I RECEIVED A DRC FROM THE PUBLISHER VIA NETGALLEY. THANK YOU.

My Review
: All y'all seem to be lovin' you some Western-set crime shows, like Costner's Yellowstone that lasted six years in a media landscape full of disposable shows. There are other series reads in this setting (eg C.J. Box's Joe Pickett books, Craig Johnson's five-year TV run for Longmire TV show and ongoing novel series) but all of those are borderline copaganda in their focus on police procedural plots, and valorization of the settler-colonial worldview endemic in the men of this family. The brothers in this story, coming as they do into control of valuable natural resouces after their father's expensive death that threatens their grandfather's stolen homestead.

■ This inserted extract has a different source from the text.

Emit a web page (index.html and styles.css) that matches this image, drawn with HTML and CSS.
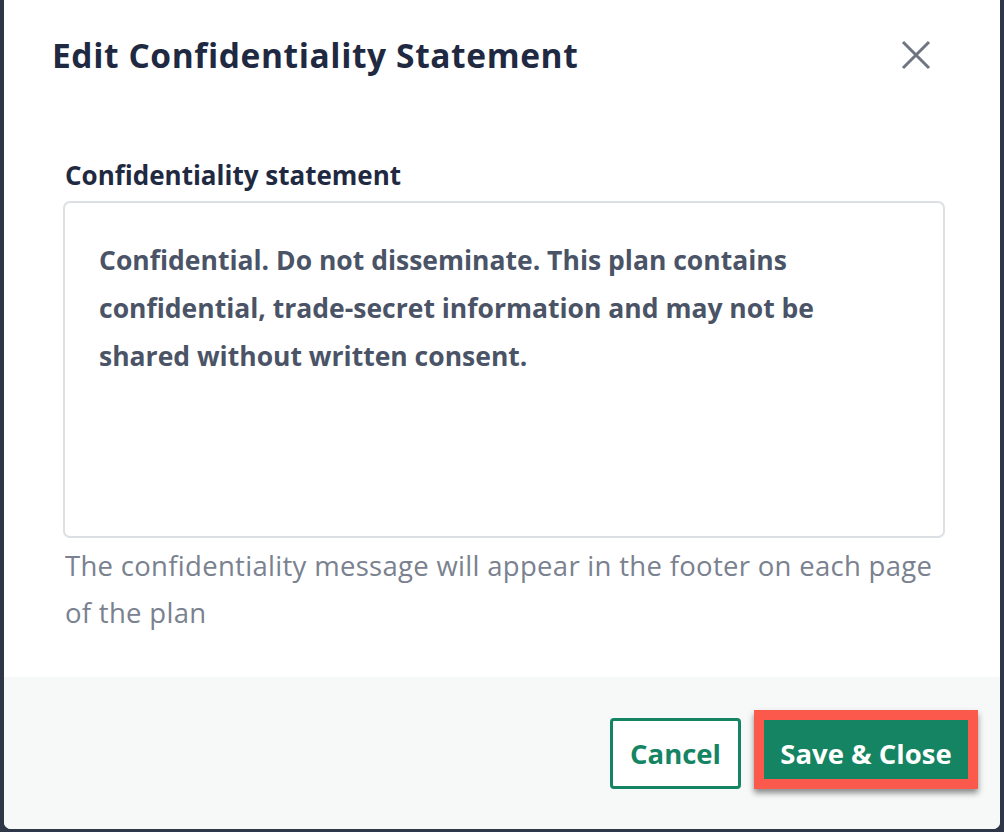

It was pretty hard for me to work up much sympathy for Thad, the brother whose show of privilege leads them into the nightmare of property loss, which they agree to solve, and to restore their stolen "birthright" homestead, by doing things so far beyond the pale of acceptability that I had a lot of trouble pushing through the details to get to the ending.

Animal abuse is rife.

I'm impressed by Wink's ability to evoke the Montana setting with near-hallucinatory clarity. I could feel the unique quality of Yellowstone's air, see the special way light limns the edges of distant objects; I was a lot less excited when the poaching scenes were also evoked as clearly. Hazen, the more nature-oriented brother, still finds it in himself to commit acts I find reprehensible for short-term gain. It's almost always the case that criminals are simply bad at planning and lack foresight; that fits these brothers to a T. They're led into criminality to solve a problem they created with no shred of common sense to their behavior.

What happens is a drawn-out reckoning for the past and against the future. Their long-fled mother, Sacajawea, shows up to add her dose of unpleasantness. I expected to be more led along by the strands of family dissolution and reckoning. Their criminality, the means and motivation for it, led me to finish this short (under 300pp) tale of men acting like kids who need a spanking, in over a week.

I seldom take more than three days to finish 256pp, more often two.

Wink can write. His plotting is logical, his pace is chosen carefully to immerse the reader not whiz past anything. I wish I'd loved it by the end as much as I started out loving it.

Animal lovers are cautioned...the awful things done to them aren't valorized, but still happen with no sense on my part they were being condemned, either.